Si è chiesta cosa possa volere da lei questa persona?
«Non so davvero cosa voglia, non so cosa io gli abbia potuto scatenare: credo che provi un misto di attrazione e voglia di protezione. Ultimamente ha cominciato a consegnare ai carabinieri della mia zona una serie di documenti nei quali riconosce le responsabilità di quanto sta facendo. Le sue azioni, secondo lui, puntano a proteggermi dalla gelosia della moglie».
Che sensazione prova?
«Di insicurezza, vivo nella paura. Come tutte le cose imperscrutabili, non sono riuscita a capire le sue azioni, mi sento sempre disorientata perché non so mai cosa mi devo aspettare. Non ha l’obbligo di domicilio, può seguirmi ovunque ».
Come si è manifestata quest’attenzione ossessiva nei suoi confronti?

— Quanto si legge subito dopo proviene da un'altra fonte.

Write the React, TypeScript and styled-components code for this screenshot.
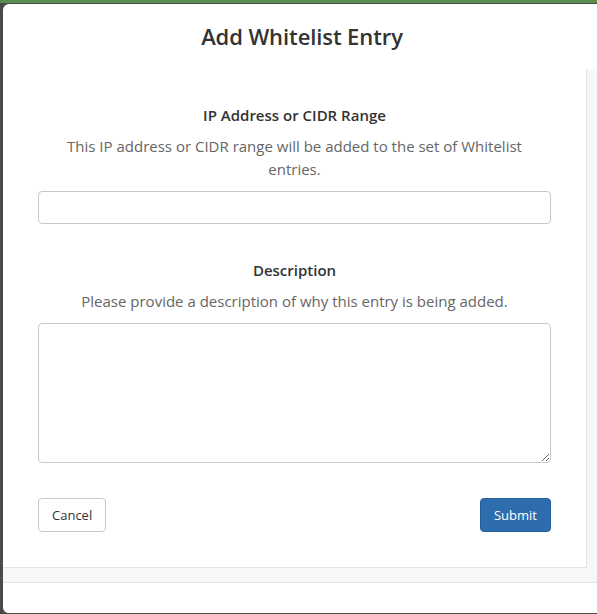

«Con pedinamenti, lettere e tentativi continui di insinuarsi nella mia vita e in quella dei miei cari. Ho cambiato casa tre volte per colpa sua e non mi sento più sicura. Ha fatto cose incredibili».
Racconti.
«Spacciandosi per il mio commercialista, si è presentato nel giardino di casa di mia madre, è andato in banca per acquisire alcuni miei dati personali, ha scritto lettere di diffida alla Rai ordinando che mi facessero lavorare di più. Ha chiesto informazioni ai negozianti del quartiere. Ma la cosa più grave è che ha depositato un’istanza al Tribunale dei minori per riconoscere la paternità del mio bambino. Sono stata convocata in procura perché richiedeva l’affidamento di mio figlio».
Cosa ha fatto?
«Ho denunciato. Devo ringraziare i carabinieri di zona che mi sono stati molto vicini, ma sinceramente speravo che la magistratura adottasse da subito qualche provvedimento nei confronti di quest’uomo che è convinto di aver avuto con me una relazione. Chi denuncia dovrebbe essere tutelato con strumenti più efficaci».
Che consiglio dà alle donne vittime come lei di stalking?
«Di denunciare immediatamente chi ti perseguita. Ma non basta. È necessario creare anche strumenti di tutela più efficaci per dare alle donne la forza di affrontare questo incubo. Ci devono proteggere appena parte la prima denuncia: è successo, purtroppo, anche nei casi degli ultimi femminicidi, che le donne avessero denunciato più volte. Io dico: meglio sbagliare prendendo un provvedimento che rischiare una vita».